Dépenses publiques, sortie éventuelle des traités européens, relations avec la Russie de Poutine, Venezuela: milieux économiques et politiques expriment leurs inquiétudes face à la percée de Jean-Luc Mélenchon, qui dénonce la "caricature" et répond par l'humour.
Le candidat de La France insoumise fait-il courir un "risque" à la France ? Éditorialistes, économistes, candidats à la présidentielle semblent le croire ces derniers jours devant la montée continue de M. Mélenchon dans les enquêtes sur les intentions de vote au premier tour de la présidentielle.
Il existe "un risque en termes d'une vision assez totalitaire", a déclaré jeudi le patron de la CFDT Laurent Berger, se disant "choqué qu'il y ait une forme de référence qui soit faite à ce qui se passe au Venezuela". Dans ce pays, "aujourd'hui, on a un pouvoir qui, depuis Chavez, a saigné le pays", et "une population extrêmement pauvre qui vit sous un régime totalitaire", a dénoncé le responsable syndical, reprenant le credo du Figaro de la veille.
Le président du Medef Pierre Gattaz s'était déjà inquiété mardi d'un scénario "qui se rapprocherait de Chavez au Venezuela".
La dynamique non démentie de celui qui souhaite augmenter le Smic à 1.700 euros bruts "avant l'été", instaurer un salaire maximum autorisé équivalent à 20 fois le revenu médian (environ 400.000 euros), et une tranche d'impôt supérieure à 90% au-delà, est aussi observée de près par les marchés financiers.
"Un scénario Marine Le Pen/Jean-Luc Mélenchon au second tour, même s'il ne s'agit pas du scénario le plus crédible, alimente une certaine nervosité sur les marchés", a noté mercredi Christopher Dembik, responsable de la recherche économique chez Saxo Banque.

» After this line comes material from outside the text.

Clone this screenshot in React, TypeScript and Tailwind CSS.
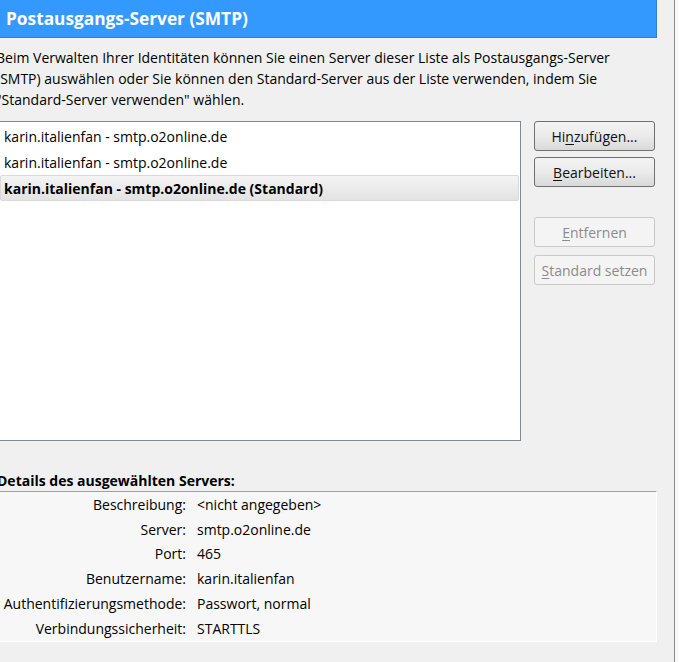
import React from 'react';

const font = { fontFamily: '"Open Sans", "Liberation Sans", sans-serif' };

const servers = [
  { name: 'karin.italienfan - smtp.o2online.de', selected: false },
  { name: 'karin.italienfan - smtp.o2online.de', selected: false },
  { name: 'karin.italienfan - smtp.o2online.de (Standard)', selected: true },
];

const details: [string, string][] = [
  ['Beschreibung:', '<nicht angegeben>'],
  ['Server:', 'smtp.o2online.de'],
  ['Port:', '465'],
  ['Benutzername:', 'karin.italienfan'],
  ['Authentifizierungsmethode:', 'Passwort, normal'],
  ['Verbindungssicherheit:', 'STARTTLS'],
];

// label with an underlined access key
const AccessLabel = ({ text, index }: { text: string; index: number }) => (
  <span>
    {text.slice(0, index)}
    <span className="underline underline-offset-2">{text[index]}</span>
    {text.slice(index + 1)}
  </span>
);

const Button = ({ text, keyIndex, disabled }: { text: string; keyIndex: number; disabled?: boolean }) => (
  <button
    className={
      disabled
        ? 'h-[30px] w-full rounded-[3px] border border-[#c9c9c9] bg-[#f4f4f4] text-[14px] text-[#8b8b8b]'
        : 'h-[30px] w-full rounded-[3px] border border-[#707070] bg-gradient-to-b from-[#f3f3f3] via-[#ebebeb] to-[#d9d9d9] text-[14px] text-[#111]'
    }
  >
    <AccessLabel text={text} index={keyIndex} />
  </button>
);

export default function App() {
  return (
    <div className="flex h-[662px] w-[679px] overflow-hidden bg-[#f0f0f0] text-black" style={font}>
      <div className="flex w-[674px] flex-col">
        <div className="flex h-[38px] w-[657px] items-center border-b border-r border-[#2f7fcf] bg-[#3399ff] pl-[6px] text-[17.3px] font-bold text-white">
          Postausgangs-Server (SMTP)
        </div>

        <p className="-ml-[4px] mt-[9px] w-[650px] text-[14px] leading-[21px]">
          Beim Verwalten Ihrer Identitäten können Sie einen Server dieser Liste als Postausgangs-Server (SMTP)
          auswählen oder Sie können den Standard-Server aus der Liste verwenden, indem Sie "Standard-Server
          verwenden" wählen.
        </p>

        <div className="mt-[11px] flex">
          <div className="-ml-[2px] h-[320px] w-[523px] border border-[#828790] bg-white p-[1px]">
            {servers.map((s, i) => (
              <div
                key={i}
                className={
                  s.selected
                    ? 'flex h-[26px] items-center rounded-[2px] border border-[#d9d9d9] bg-gradient-to-b from-[#f4f4f4] to-[#e3e3e3] pl-[3px] text-[14px] font-bold'
                    : 'flex h-[26px] items-center pl-[4px] text-[14px]'
                }
              >
                {s.name}
              </div>
            ))}
          </div>

          <div className="ml-[13px] flex w-[121px] flex-col">
            <Button text="Hinzufügen..." keyIndex={2} />
            <div className="mt-[6px]">
              <Button text="Bearbeiten..." keyIndex={0} />
            </div>
            <div className="mt-[30px]">
              <Button text="Entfernen" keyIndex={0} disabled />
            </div>
            <div className="mt-[8px]">
              <Button text="Standard setzen" keyIndex={0} disabled />
            </div>
          </div>
        </div>

        <div className="-ml-[3px] mt-[29px] text-[14px] font-bold leading-[21px]">Details des ausgewählten Servers:</div>

        <div className="-ml-[2px] w-[659px] border-b border-r border-t border-b-white border-r-white border-t-[#a0a0a0] bg-[#f7f7f7]">
          {details.map(([label, value]) => (
            <div key={label} className="flex h-[24.8px] items-center text-[14px]">
              <div className="w-[188px] text-right">{label}</div>
              <div className="pl-[11px]">{value}</div>
            </div>
          ))}
        </div>
      </div>
      <div className="flex-1 border-l border-[#8c8c8c] bg-[#f8f8f8]" />
    </div>
  );
}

Les analystes de Natixis ont également attribué à la bonne position du député européen l'augmentation de l'écartement des taux d'emprunts à 10 ans de la France par rapport à ceux de l'Allemagne. "Par ricochet, les signatures affichant les moins bonnes performances des indices synthétiques de crédit ont été les banques françaises et italiennes", observent-ils.
Des rivaux de M. Mélenchon s'inquiètent aussi de son programme économique : Emmanuel Macron (En Marche !) a fustigé "un irréalisme qui n'a rien d'angélique" et "qui serait dramatique pour les classes moyennes et laborieuses".
"C'est facile de promettre les 32 heures ! C'est facile de promettre 175 milliards de dépenses nouvelles comme M. Mélenchon !", s'est emporté François Fillon (LR) mardi.
- "il vaut mieux rigoler" -
La volonté de M. Mélenchon de se rapprocher de la Russie et de prendre ses distances avec le grand frère nord-américain est un autre motif d'inquiétude.
"Si la paix que défend Jean-Luc Mélenchon c'est la paix de Vladimir Poutine, très peu pour moi", a estimé l'ancien ministre de l'Economie, tandis que Benoît Hamon (PS) a jugé "extrêmement dangereux" le projet de M. Mélenchon d'organiser une conférence de négociations sur les frontières.
Sans compter le surgissement de François Hollande, dans le débat présidentiel qui a alerté contre un "péril" Mélenchon, dénonçant des "simplifications", des "falsifications", qui font que l'"on regarde le spectacle du tribun plutôt que le contenu de son texte".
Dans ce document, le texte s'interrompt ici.